Des acteurs font des choses en commun ; le terme ’maker’ emprunté à l’anglo-américain l’illustre bien. Pour le contexte français, voici une bonne occasion de dépasser le mépris du travail manuel qui fait tant de mal à notre culture et à notre économie.
Les ’appariements’ souhaitables compte tenu des contraintes économiques sont les suivants :
les anciens et les seniors des grandes entreprises ou des organismes comme les collectivités, dans la cadre de la responsabilité sociétale d’entreprise, ont un rôle à jouer dans le cadre de projets ou des plus jeunes vont parfaire leurs savoirs, leurs pratiques, et acquérir des qualifications leur facilitant l’accession à une activité professionnelle.

Bien évidement les juniors de l’informatique, qui n’ont pas encore accédé à une activité professionnelle les accaparant exclusivement, ont aussi leur rôle à jouer principalement auprès de
personnes de classe d’âge proche dans ce contexte.

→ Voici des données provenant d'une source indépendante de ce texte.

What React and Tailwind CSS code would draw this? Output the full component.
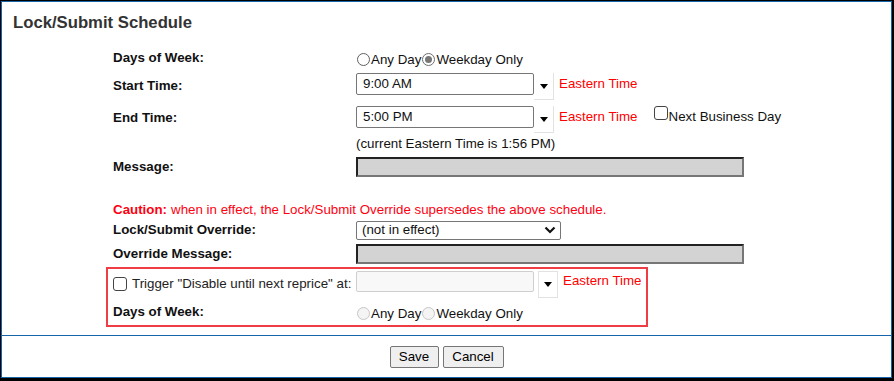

Les professionnels en pleine activité seront eux moins disponibles pour ce genre d’activité…
Mais ils ont assez dans le travail à accomplir pour moderniser leur organisation.

En guise de conclusion

La prise en compte de ces préconisations par les responsables des politiques locales ajoute une offre supplémentaire à la palette de moyens par lesquels ils peuvent efficacement agir.
On voit bien qu’il faut faire preuve d’audace, d’imagination, d’inventivité.

Les acteurs de cette mutation ne travaillent pas ou de moins en moins dans une approche monoactivité.
Les exemples, les possibilités décrites ci-dessus le montrent bien.